Example Programs (Regression Tests)

The testdata/ subdirectory includes some example programs with expected output.

These tests make use of LLVM's lit and FileCheck. Tests have boilerplate at the top:

// Part of the Carbon Language project, under the Apache License v2.0 with LLVM
// Exceptions. See /LICENSE for license information.
// SPDX-License-Identifier: Apache-2.0 WITH LLVM-exception
//
// RUN: executable_semantics %s 2>&1 | \
// RUN:   FileCheck --match-full-lines --allow-unused-prefixes=false %s
// RUN: executable_semantics --trace %s 2>&1 | \
// RUN:   FileCheck --match-full-lines --allow-unused-prefixes %s
// AUTOUPDATE: executable_semantics %s
// CHECK: result: 0

package ExecutableSemanticsTest api;

To explain this boilerplate:

  • The standard copyright is expected.
  • The RUN lines indicate two commands for lit to execute using the file: one without --trace output, one with.
    • Output is piped to FileCheck for verification.
    • -allow-unused-prefixes controls that output of the command without --trace should precisely match CHECK lines, whereas the command with --trace will be a superset.
    • RUN: will be followed by the not command when failure is expected.
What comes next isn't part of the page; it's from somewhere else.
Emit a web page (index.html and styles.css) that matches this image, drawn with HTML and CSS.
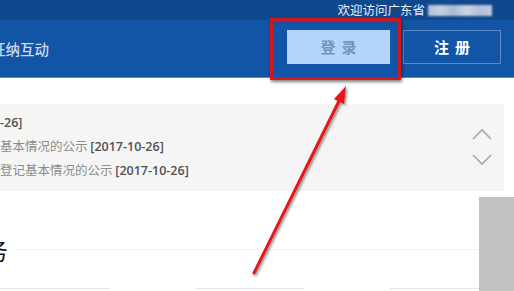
FILE: index.html
```html
<!DOCTYPE html>
<html lang="zh-CN">
<head>
<meta charset="utf-8">
<title>征纳互动</title>
<link rel="stylesheet" href="styles.css">
</head>
<body>
<div class="page">
  <div class="topbar">
    <span class="welcome">欢迎访问广东省</span>
    <span class="blurred"></span>
  </div>
  <div class="nav">
    <span class="nav-title">征纳互动</span>
    <div class="nav-actions">
      <a class="btn btn-login">登录</a>
      <a class="btn btn-register">注册</a>
    </div>
  </div>
  <div class="notice">
    <ul class="notice-list">
      <li><span class="date">-26]</span></li>
      <li>基本情况的公示 <span class="date">[2017-10-26]</span></li>
      <li>登记基本情况的公示 <span class="date">[2017-10-26]</span></li>
    </ul>
    <div class="notice-arrows">
      <svg class="chev" width="20" height="12" viewBox="0 0 20 12"><path d="M1 11 L10 2 L19 11" /></svg>
      <svg class="chev" width="20" height="12" viewBox="0 0 20 12"><path d="M1 1 L10 10 L19 1" /></svg>
    </div>
  </div>
  <div class="section">
    <h2 class="section-title">务</h2>
    <div class="section-rule"></div>
  </div>
  <div class="cards">
    <div class="card"></div>
    <div class="card"></div>
    <div class="card"></div>
  </div>
  <div class="side-block"></div>
  <div class="highlight-box"></div>
  <svg class="annot-arrow" width="514" height="291" viewBox="0 0 514 291">
    <defs>
      <filter id="sh" x="-20%" y="-20%" width="140%" height="140%">
        <feDropShadow dx="1.5" dy="1.5" stdDeviation="1" flood-color="#000" flood-opacity="0.45"/>
      </filter>
    </defs>
    <g filter="url(#sh)">
      <line x1="254" y1="273" x2="340" y2="99" stroke="#e8141c" stroke-width="3" stroke-linecap="round"/>
      <polygon points="346,86 344,104 334,99" fill="#e8141c"/>
    </g>
  </svg>
</div>
</body>
</html>
```

FILE: styles.css
```css
* { box-sizing: border-box; }
html, body { margin: 0; padding: 0; }
body {
  width: 514px;
  height: 291px;
  overflow: hidden;
  background: #ffffff;
  font-family: "Noto Sans CJK SC", "Noto Sans", sans-serif;
}
.page {
  position: relative;
  width: 514px;
  height: 291px;
  overflow: hidden;
}
.topbar {
  height: 20px;
  background: #10488e;
  display: flex;
  align-items: center;
  justify-content: flex-end;
  padding-right: 22px;
}
.welcome {
  color: #e8eef8;
  font-size: 12.5px;
  line-height: 20px;
}
.blurred {
  width: 64px;
  height: 11px;
  margin-left: 3px;
  background: linear-gradient(90deg, #aebfd8 0%, #c6d0e0 20%, #a9bad4 40%, #cdd5e3 60%, #b2c1d9 80%, #c0cbdd 100%);
  filter: blur(1px);
}
.nav {
  height: 58px;
  background: #1254a5;
  border-bottom: 1px solid #5d87c0;
  display: flex;
  align-items: center;
  justify-content: space-between;
  padding-right: 13px;
}
.nav-title {
  margin-left: -9px;
  color: #cdd9ec;
  font-size: 14.5px;
  font-weight: 500;
}
.nav-actions {
  display: flex;
  gap: 13px;
  margin-top: -4px;
}
.btn {
  display: flex;
  align-items: center;
  justify-content: center;
  height: 34px;
  font-size: 15px;
  font-weight: 700;
  letter-spacing: 6px;
  text-indent: 6px;
}
.btn-login {
  width: 103px;
  background: #b4d5fb;
  color: #7592c0;
}
.btn-register {
  width: 98px;
  border: 1px solid #5a87c6;
  color: #ffffff;
}
.notice {
  margin-top: 26px;
  width: 504px;
  height: 87px;
  background: #f5f5f5;
  display: flex;
  justify-content: space-between;
  padding-right: 12px;
}
.notice-list {
  list-style: none;
  margin: 0;
  padding: 6px 0 0 0;
}
.notice-list li {
  height: 24px;
  line-height: 24px;
  font-size: 12.5px;
  color: #8c8c8c;
  white-space: nowrap;
}
.date {
  color: #505050;
  font-family: "Open Sans", "Noto Sans", sans-serif;
  font-weight: 600;
  font-size: 12.5px;
}
.notice-arrows {
  display: flex;
  flex-direction: column;
  gap: 14px;
  padding-top: 24px;
}
.chev path {
  fill: none;
  stroke: #a9a9a9;
  stroke-width: 1.6;
}
.section {
  display: flex;
  align-items: center;
  height: 97px;
  padding-top: 20px;
  padding-right: 36px;
}
.section-title {
  margin: 0 7px 0 -16px;
  font-size: 24px;
  font-weight: 400;
  line-height: 26px;
  color: #111111;
}
.section-rule {
  flex: 1;
  height: 1px;
  background: #f1f1f1;
}
.cards {
  display: flex;
  gap: 85px;
  padding-top: 0;
}
.card {
  width: 110px;
  height: 10px;
  border-top: 1px solid #e6e6e6;
}
.side-block {
  position: absolute;
  left: 479px;
  top: 197px;
  width: 35px;
  height: 94px;
  background: #c1c1c1;
}
.highlight-box {
  position: absolute;
  left: 270px;
  top: 18px;
  width: 131px;
  height: 62px;
  border: 3px solid #d6161e;
  box-shadow: 1px 2px 3px rgba(0, 0, 0, 0.5);
}
.annot-arrow {
  position: absolute;
  left: 0;
  top: 0;
  pointer-events: none;
}
```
In particular, RUN: not executable_semantics ....
    • %s is a lit substitution for the path to the given test file.
  • The AUTOUPDATE line indicates that CHECK lines will be automatically inserted immediately below by the ./update_checks.py script.
  • The CHECK lines indicate expected output, verified by FileCheck.
    • Where a CHECK line contains text like {{.*}}, the double curly braces indicate a contained regular expression.
  • The package is required in all test files, per normal Carbon syntax rules.

Useful commands are:

  • ./update_checks.py -- Updates expected output.
  • bazel test :executable_semantics_lit_test --test_output=errors -- Runs tests and prints any errors.
  • bazel test :executable_semantics_lit_test --test_output=errors --test_arg=--filter=basic_syntax/.* -- Only runs tests in the basic_syntax directory; --filter is a regular expression.